Of the scores of technologies that appear to have enormous potential with respect to medical applications, one of the most promising is the use of bionic implants. Some such implants are already widely used and are well known to the general public; the pacemaker, used to regulate the beating of the heart, was one of the first bionic devices to be commonly used. Perhaps the most publicized bionic devices in recent times are the increasingly sophisticated artificial limbs that have received a great deal of attention in the press because of their impact on the lives of soldiers who have lost arms and legs in the fighting in the Middle East.

Relatively unknown to most people, however, are a host of new, exotic bionic applications now on the horizon. Some of these involve the use of nanotechnology. "Nano" means a billionth of any unit of measurement; therefore "nanotechnology" means technology involving extremely small components. Nanotechnology is being used to create minute implants that interact at the cellular and molecular level with living tissues. This is bionics "writ small," but the hoped for gains may be spectacular.

One instance of this kind of research is currently being pursued at the ARC Centre for Excellence for Electromaterials Science in Australia. At ARC, filaments of polymers-- very large molecules like starches, proteins, and nylon that are formed by linking together many small molecules--that conduct electricity are being inserted into living tissues. There the polymers interact with cells, transmitting electrical, mechanical, and chemical "messages" to them and feeding back information to the microprocessors at the other end. These polymers are being loaded with growth-inducing chemicals that stimulate the production of nerve cells in the laboratory. As the ability to grow nerve cells is crucial to restoring mobility to people who have been paralyzed by spinal cord injuries, the use of such technology present exciting possibilities in the area rehabilitation of paraplegics and quadriplegics.

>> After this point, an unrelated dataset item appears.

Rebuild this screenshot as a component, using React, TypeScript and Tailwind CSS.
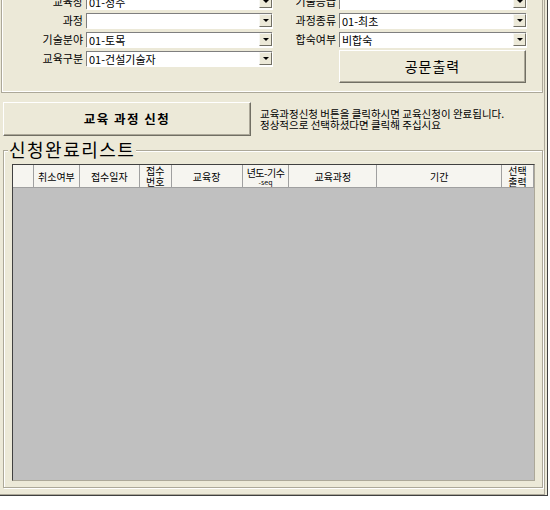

At both the cellular/molecular level and the level of such large structures as limbs, bionic implants may one day give those who are born with physical defects or who suffer from catastrophic injuries a chance to enjoy the benefits of full functionality. But some have fears and doubts about where this technology may lead, and they question whether or not it is ethical to pursue all of the avenues down which it is heading. Some rather nightmarish scenarios have been suggested--almost everybody is familiar with the science fiction representations of cold, implacable beings who are half machine and half human. While this image of the future is perhaps an exaggeration of what might happen, the field of bionics does pose questions that ethicists and technical people need to address.

The Center for Bionic Ethics has stated that the primary focus of bionic research should be medical, but has acknowledged that there are other avenues of interest. One such area is defense, with the idea not of restoring lost functionality to a wounded soldier but of enhancing of healthy humans with military-related bionics--the creation of biomechanical soldiers.

To some people, the concept of bionic solders--artificially created beings who are quite physically distinct from the rest of us--seems something horrific and dangerous. Others are not disturbed by such a prospect. For example, at least one organization advocates the coming of what it calls "transhumans," but in the present climate of ethical opinion, this is a radical, fringe-group position.

However, the notion of using technology to alter human beings involves many ethical questions. One of the most basic is this: how are we to define the term "human being" if we use this emerging technology of bionics to alter ourselves in some very fundamental ways, say, by tripling or quadrupling our capacity to remember? Another is what are the chances that the unrestricted use of bionic technology would result in an extreme situation such as the sci-fi scenario of a "war" between the new beings and the old ones--the old ones representing humanity as we know it today? What would be the social consequences if the well-off in the world were the only ones who could purchase bionic "enhancements" for themselves while the rest of us were condemned to live in the "unenhanced" state we were born in?

In addition to these questions about where the theoretical future of bionics might take us, there are also more immediate, practical questions that need to be addressed. When considering where to spend limited medical research funds, how much should be devoted to bionics? With regards to spinal cord injuries, for example, should we fund bionic research into the problem of learning how to create nerve cells, or should we spend the money on other promising avenues offered by stem cell research? This is a decision that, perhaps, should not be left to the technicians who do the research, for they tend to be biased in favor of their own work. Independent and objective analysis is needed to help determining what research projects should be pursued in the hopes of delivering the most promising and cost-effective technologies.